The set of SOHO routers I've been exposed have by default a "outbound only"
firewall; whether or not NAT is used. I don't know how common this is,
and whether it applies in the enterprise space.

Thus the above statement in the draft my reflect common perception more
than reality; while perception is important we should try to separate that
out from reality.

Next paragraph:
> Irrespective of the technology used to accomplish it, the specific
> security requirement that enterprises have on addressing is that it
> should be easy to set up a well-known and well-understood filter at
> security boundaries that reduces the exposure profile from individual
> configuration errors.

Since the whole draft is about IP address architecture there is an
implicit statement that the above security requirements and filters
at the boundary are only about IP addresses. Of course that is false since
the wast majority of such filtering also look at protocols, TCP/UDP port
numbers, and higher-level state.
I think the draft failing to make this point can lead us to incorrectly
believethat having multiple of addressing scopes to match multiple
of "security domains" is a pannacea for filtering at the boundaries.

Section 3.3:
> A key requirement on addressing is that much of this consumer equipment
> (printers, light switches, etc) needs to be able to communicate locally
> without being directly exposed to the global Internet.  At the same time
> the same network infrastructure will be used by devices that do need
> global Internet access.

I think this view of consumer equipment not benefitting from globally
communication is very short-sighted.
For instance, today I see benefits of being able to send video directly 
from a camcorder at home to the vcr/display at my parents house, to be 
able to turn up the thermostat in a winter vacation house before driving 
over there, and to be able to print on a printer at home when I'm on the road.
The key is how to secure this.

I think the above statement reflects this short-sighted resignation that we
as a communication don't know how to make usable security work for small
devices used by consumers.  But there is at least research on this
topic (using various imprinting techniques etc); for certain classes
of interaction I think usable security for small devices is not very far away.

Section 3.4: 
> If each endpoint has multiple addresses, the transport, middleware or
> application layer has the complex problem of choosing the correct pair
> of addresses to enable communication.  There are two conflicting goals
> here:
> 
> o To guarantee reachability between the endpoints.
> 
> o To ensure that the traffic stays within the tightest possible
>    administrative and security boundaries.
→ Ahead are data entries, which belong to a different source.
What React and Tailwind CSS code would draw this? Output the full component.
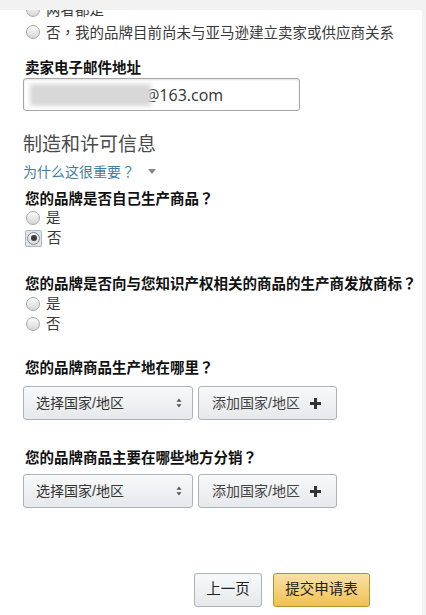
import React from "react";

const font = "font-['Liberation_Sans','Noto_Sans_CJK_SC',sans-serif]";

// full-width punctuation centred in the em box, like the reference
function Q() {
  return <span className="font-['Noto_Sans_CJK_TC',sans-serif]">？</span>;
}

function Radio({ checked }) {
  if (checked) {
    return (
      <span className="w-[17px] h-[17px] -ml-[1px] -mr-[1px] rounded-[2px] bg-[#dfe5ec] border border-[#a9b8c8] flex items-center justify-center">
        <span className="w-[13px] h-[13px] rounded-full border border-[#8e8e8e] bg-gradient-to-b from-[#f2f2f2] to-[#d8d8d8] flex items-center justify-center">
          <span className="w-[6px] h-[6px] rounded-full bg-[#3c3c3c]" />
        </span>
      </span>
    );
  }
  return (
    <span className="w-[14px] h-[14px] rounded-full border border-[#a8a8a8] bg-gradient-to-b from-[#fbfbfb] to-[#d6d6d6]" />
  );
}

function Option({ label, checked, className = "" }) {
  return (
    <div className={`h-[20px] flex items-center gap-[6px] pl-[3px] ${className}`}>
      <Radio checked={checked} />
      <span className="text-[14.5px] leading-[20px] text-[#3a3a3a] whitespace-nowrap">{label}</span>
    </div>
  );
}

function Question({ children, className = "" }) {
  return (
    <p className={`h-[20px] text-[14.5px] leading-[20px] font-bold text-[#111] whitespace-nowrap pl-[2px] ${className}`}>
      {children}
    </p>
  );
}

function UpDown() {
  return (
    <svg width="6" height="10" viewBox="0 0 6 10" className="text-[#555]">
      <path d="M3 0.5 L5.5 3.8 H0.5 Z" fill="currentColor" />
      <path d="M3 9.5 L5.5 6.2 H0.5 Z" fill="currentColor" />
    </svg>
  );
}

function CountryRow({ className = "" }) {
  return (
    <div className={`flex gap-[5px] ${className}`}>
      <div className="w-[170px] h-[34px] rounded-[3px] border border-[#adb1b8] bg-gradient-to-b from-[#f8f9fa] to-[#e6e8eb] flex items-center justify-between pl-[12px] pr-[10px]">
        <span className="text-[14px] text-[#333]">选择国家/地区</span>
        <UpDown />
      </div>
      <div className="w-[139px] h-[34px] rounded-[3px] border border-[#adb1b8] bg-gradient-to-b from-[#f8f9fa] to-[#e6e8eb] flex items-center pl-[13px] gap-[9px]">
        <span className="text-[14px] text-[#444]">添加国家/地区</span>
        <svg width="13" height="13" viewBox="0 0 13 13">
          <path d="M6.5 1 V12 M1 6.5 H12" stroke="#333" strokeWidth="3" />
        </svg>
      </div>
    </div>
  );
}

export default function App() {
  return (
    <div className={`w-[426px] h-[615px] bg-[#f2f2f2] pt-[10px] overflow-hidden ${font}`}>
      <div className="w-[422px] h-full bg-white overflow-hidden pl-[23px]">
        {/* radio options (top, cut off by the scroll) */}
        <div className="-mt-[11px]">
          <Option label="两者都是" className="h-[22px]" />
          <Option
            label={<>否<span className="font-['Noto_Sans_CJK_TC',sans-serif]">，</span>我的品牌目前尚未与亚马逊建立卖家或供应商关系</>}
            className="h-[22px]"
          />
        </div>

        {/* seller email */}
        <Question className="mt-[15px]">卖家电子邮件地址</Question>
        <div className="w-[277px] h-[33px] rounded-[3px] border border-[#a6a6a6] shadow-[inset_0_1px_2px_rgba(0,0,0,0.12)] flex items-center pl-[6px]">
          <div className="relative z-10 w-[121px] h-[22px] bg-[#d8d8d8] blur-[2px]" />
          <span className="-ml-[6px] text-[16px] text-[#333] font-['Open_Sans','Liberation_Sans',sans-serif]">@163.com</span>
        </div>

        {/* manufacturing */}
        <h2 className="mt-[21px] h-[26px] text-[19px] leading-[26px] text-[#4a4a4a] font-normal">制造和许可信息</h2>
        <div className="mt-[3px] h-[20px] flex items-center gap-[13px]">
          <span className="text-[14px] leading-[20px] text-[#3f7fa3]">为什么这很重要<Q /></span>
          <svg width="8" height="5" viewBox="0 0 8 5">
            <path d="M0 0 H8 L4 5 Z" fill="#888" />
          </svg>
        </div>

        <Question className="mt-[7px]">您的品牌是否自己生产商品<Q /></Question>
        <Option label="是" />
        <Option label="否" checked />

        <Question className="mt-[25px]">您的品牌是否向与您知识产权相关的商品的生产商发放商标<Q /></Question>
        <Option label="是" className="mt-[1px]" />
        <Option label="否" />

        <Question className="mt-[23px]">您的品牌商品生产地在哪里<Q /></Question>
        <CountryRow className="mt-[9px]" />

        <Question className="mt-[27px]">您的品牌商品主要在哪些地方分销<Q /></Question>
        <CountryRow className="mt-[7px]" />

        {/* footer buttons */}
        <div className="mt-[65px] ml-[171px] flex gap-[11px]">
          <button className="w-[68px] h-[34px] rounded-[3px] border border-[#adb1b8] bg-gradient-to-b from-[#f8f9fa] to-[#e6e8eb] text-[14.5px] text-[#222]">
            上一页
          </button>
          <button className="w-[97px] h-[34px] rounded-[3px] border border-[#b8912f] bg-gradient-to-b from-[#f8e0a6] to-[#f0c14b] text-[14.5px] text-[#222]">
            提交申请表
          </button>
        </div>
      </div>
    </div>
  );
}
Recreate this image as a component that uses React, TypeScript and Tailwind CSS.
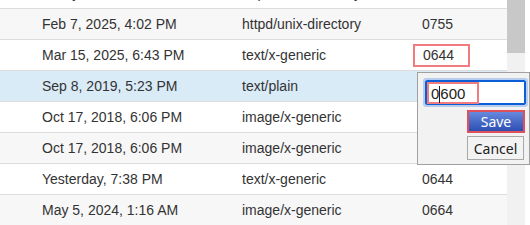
import React from 'react';

type Row = { date: string; mime: string; perm: string; bg: string };

const rows: Row[] = [
  { date: 'Today, 9:12 AM', mime: 'httpd/unix-directory', perm: '0755', bg: 'bg-white' },
  { date: 'Feb 7, 2025, 4:02 PM', mime: 'httpd/unix-directory', perm: '0755', bg: 'bg-[#f7f7f7]' },
  { date: 'Mar 15, 2025, 6:43 PM', mime: 'text/x-generic', perm: '0644', bg: 'bg-white' },
  { date: 'Sep 8, 2019, 5:23 PM', mime: 'text/plain', perm: '', bg: 'bg-[#d9ebf7]' },
  { date: 'Oct 17, 2018, 6:06 PM', mime: 'image/x-generic', perm: '', bg: 'bg-white' },
  { date: 'Oct 17, 2018, 6:06 PM', mime: 'image/x-generic', perm: '', bg: 'bg-[#f7f7f7]' },
  { date: 'Yesterday, 7:38 PM', mime: 'text/x-generic', perm: '0644', bg: 'bg-white' },
  { date: 'May 5, 2024, 1:16 AM', mime: 'image/x-generic', perm: '0664', bg: 'bg-[#f7f7f7]' },
];

export default function App() {
  return (
    <div className="relative w-[530px] h-[225px] overflow-hidden bg-white text-[14px] text-[#333] font-['Liberation_Sans',Arial,sans-serif]">
      <div className="flex h-full">
        <div className="w-[507px] h-full overflow-hidden">
          <div className="-mt-[22px]">
            {rows.map((r, i) => (
              <div key={i} className={`flex items-center h-[31px] border-b border-[#dddddd] ${r.bg}`}>
                <div className="w-[242px] pl-[42px] whitespace-nowrap">{r.date}</div>
                <div className="w-[180px] whitespace-nowrap">{r.mime}</div>
                <div className="flex-1 whitespace-nowrap">
                  {i === 2 ? (
                    <span className="-ml-[9px] inline-flex items-center h-[23px] w-[57px] pl-[8px] border-2 border-[#f07c80]">{r.perm}</span>
                  ) : (
                    r.perm
                  )}
                </div>
              </div>
            ))}
          </div>
        </div>
        <div className="w-[18px] h-full bg-[#f1f1f1]">
          <div className="h-[53px] bg-[#c8c8c8]" />
        </div>
      </div>

      <div className="absolute left-[417px] top-[72px] w-[113px] h-[93px] bg-[#f2f2f2] border border-[#a0a0a0] pt-[5px] pl-[5px] pr-[3px]">
        <div className="relative h-[29px] w-[105px] rounded-[3px] border-2 border-[#b8cdee] bg-white">
          <div className="absolute inset-0 rounded-[2px] border-2 border-[#0b5ed7]" />
          <div className="absolute left-[2px] top-[2px] w-[52px] h-[22px] border-2 border-[#f07c80]" />
          <div className="absolute left-[6px] top-[5px] text-[15px] leading-[18px] text-[#222] flex items-center">
            <span>0</span>
            <span className="w-px h-[17px] bg-[#222]" />
            <span>600</span>
          </div>
        </div>
        <div className="flex flex-col items-end pr-[1px] mt-[3px] gap-[3px] font-['Noto_Sans',sans-serif] text-[14px]">
          <div className="w-[58px] h-[23px] flex items-center justify-center text-white bg-gradient-to-b from-[#6788dc] to-[#2d4fb3] border-2 border-[#e0505a]">
            Save
          </div>
          <div className="w-[57px] h-[24px] mr-[1px] flex items-center justify-center text-[#222] bg-[#f3f3f3] border border-[#a8a8a8]">
            Cancel
          </div>
        </div>
      </div>
    </div>
  );
}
I don't seem to be able to understand the second bullet and its origin.
Perhaps it is just the "tightest possible" that is causing problems for me;
I think applications/middleware/etc might have some security requirements
themselves (whether expressable and expressed directly by those entities, or 
expressed separate e.g. as part of a corporate IT security policy),
but I don't see how "tightest possible" is security requirement that
fulfills a particular (business) objective.
Let me try to illustrate with an example:
A policy that makes some sense is "when in a company office do NFS in the
clear; when not in an office or using 802.11 in an office apply IPsec for NFS".
But a policy that says "make sure (cleartext) NFS traffic stays within the
tightest security boundary" means that when I'm in the IETF terminal room my
corporate NFS traffic travels unprotected; the tightest possible security
boundary encompasses the terminal room network and the Internet path back to
the corporation.

Can somebody try to enlighten me on what the second bullet is trying to say?